WRITTEN PROBLEM
Copy out the whole listing exactly as written, leaving the pictures behind.

SUPPLIED DATA

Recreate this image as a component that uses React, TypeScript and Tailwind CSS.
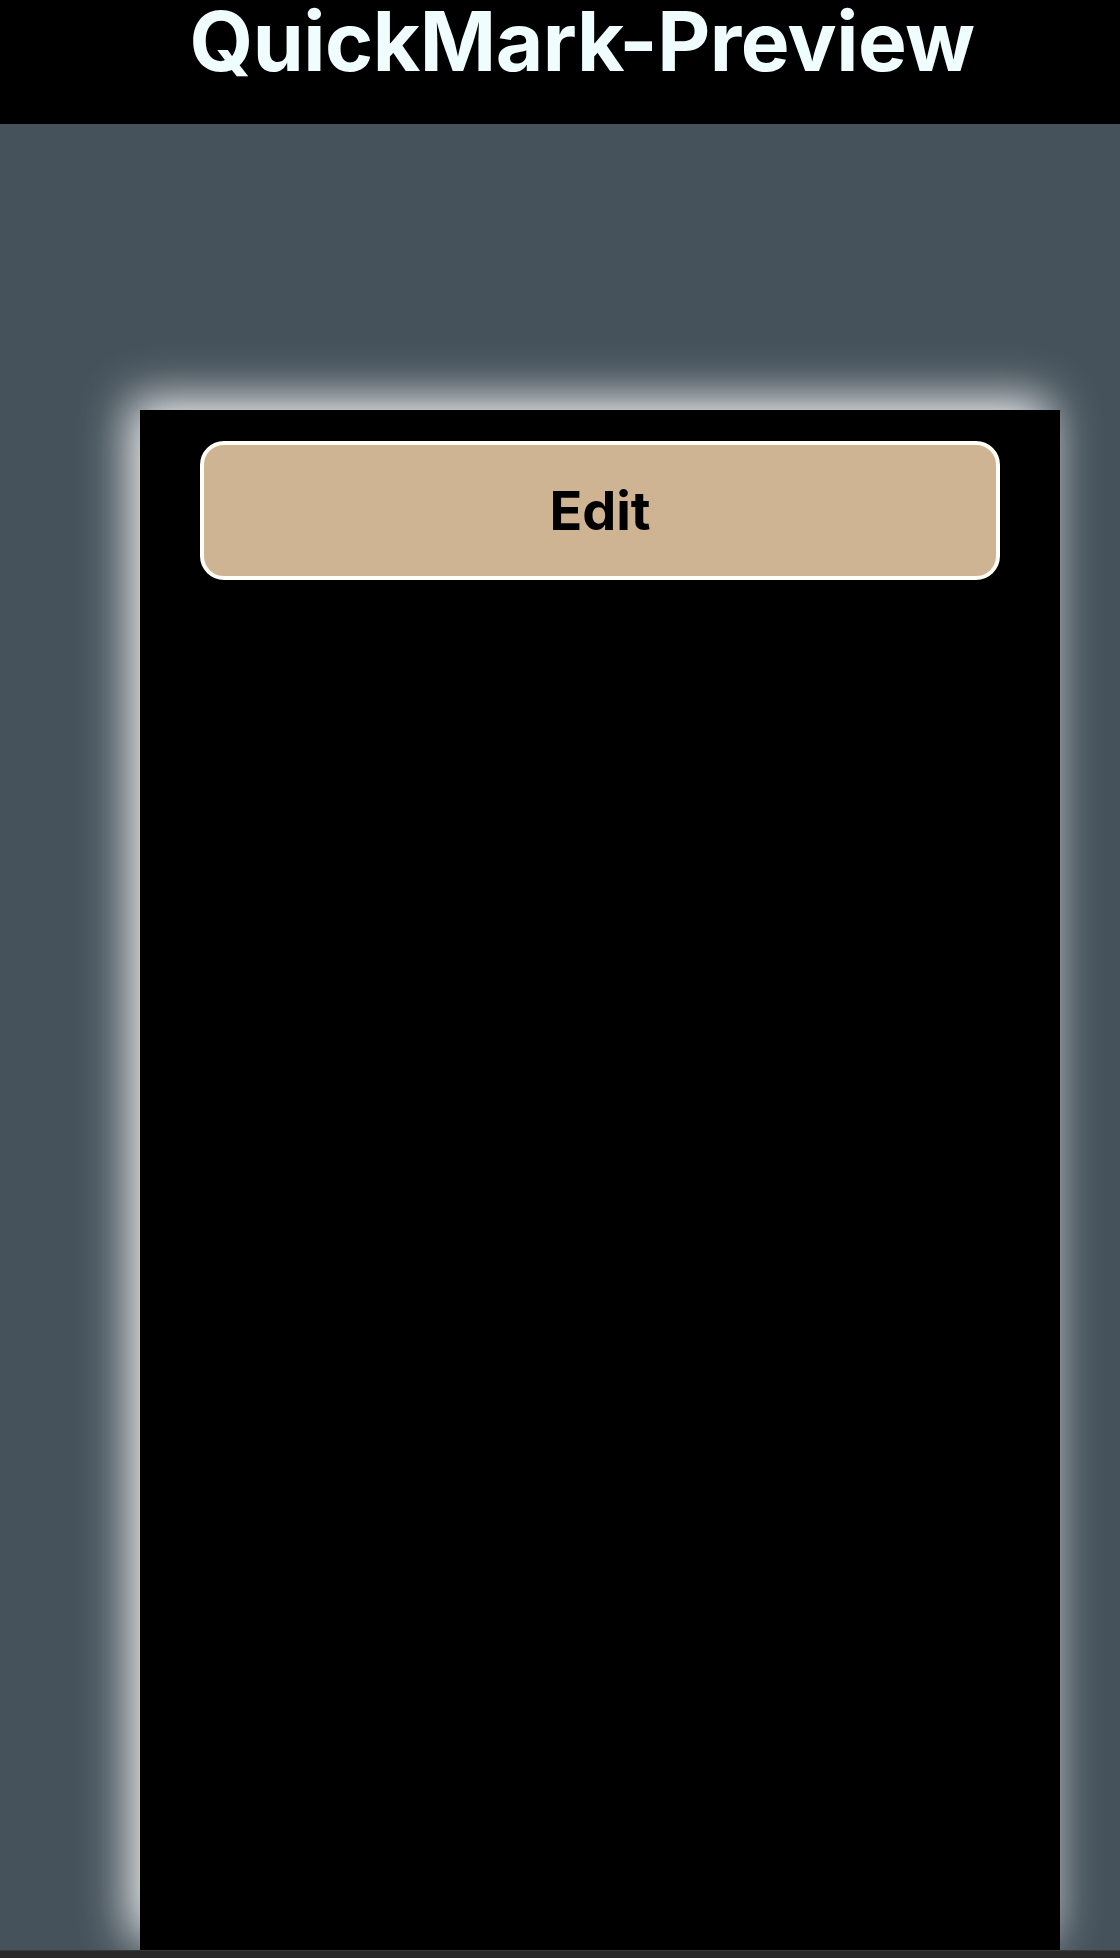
export default function App() {
  return (
    <div className="flex min-h-[1958px] w-full flex-col bg-[#45525b] font-['Inter','Noto_Sans',sans-serif]">
      <header className="flex h-[124px] shrink-0 items-start justify-center bg-black pl-[44px] pt-px">
        <h1 className="text-[82px] font-bold leading-[82px] tracking-[-0.5px] text-[#f0fdff]">
          QuickMark-Preview
        </h1>
      </header>

      <main className="flex flex-1 pl-[140px] pt-[286px]">
        <section className="flex w-[920px] flex-col items-center bg-black pt-[31px] shadow-[-10px_-10px_45px_rgba(255,255,255,0.95)]">
          <button
            type="button"
            className="flex h-[139px] w-[800px] items-center justify-center rounded-[24px] border-4 border-[#fffdf6] bg-[#ceb492] text-[54px] font-bold text-black"
          >
            Edit
          </button>
        </section>
      </main>

      <footer className="h-[8px] shrink-0 border-t border-[#3a3b3c] bg-[#27292b]" />
    </div>
  );
}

WRITTEN ANSWER
Recreate this image as a component that uses React, TypeScript and Tailwind CSS.
export default function App() {
  return (
    <div className="flex min-h-[1958px] w-full flex-col bg-[#45525b] font-['Inter','Noto_Sans',sans-serif]">
      <header className="flex h-[124px] shrink-0 items-start justify-center bg-black pl-[44px] pt-px">
        <h1 className="text-[82px] font-bold leading-[82px] tracking-[-0.5px] text-[#f0fdff]">
          QuickMark-Preview
        </h1>
      </header>

      <main className="flex flex-1 pl-[140px] pt-[286px]">
        <section className="flex w-[920px] flex-col items-center bg-black pt-[31px] shadow-[-10px_-10px_45px_rgba(255,255,255,0.95)]">
          <button
            type="button"
            className="flex h-[139px] w-[800px] items-center justify-center rounded-[24px] border-4 border-[#fffdf6] bg-[#ceb492] text-[54px] font-bold text-black"
          >
            Edit
          </button>
        </section>
      </main>

      <footer className="h-[8px] shrink-0 border-t border-[#3a3b3c] bg-[#27292b]" />
    </div>
  );
}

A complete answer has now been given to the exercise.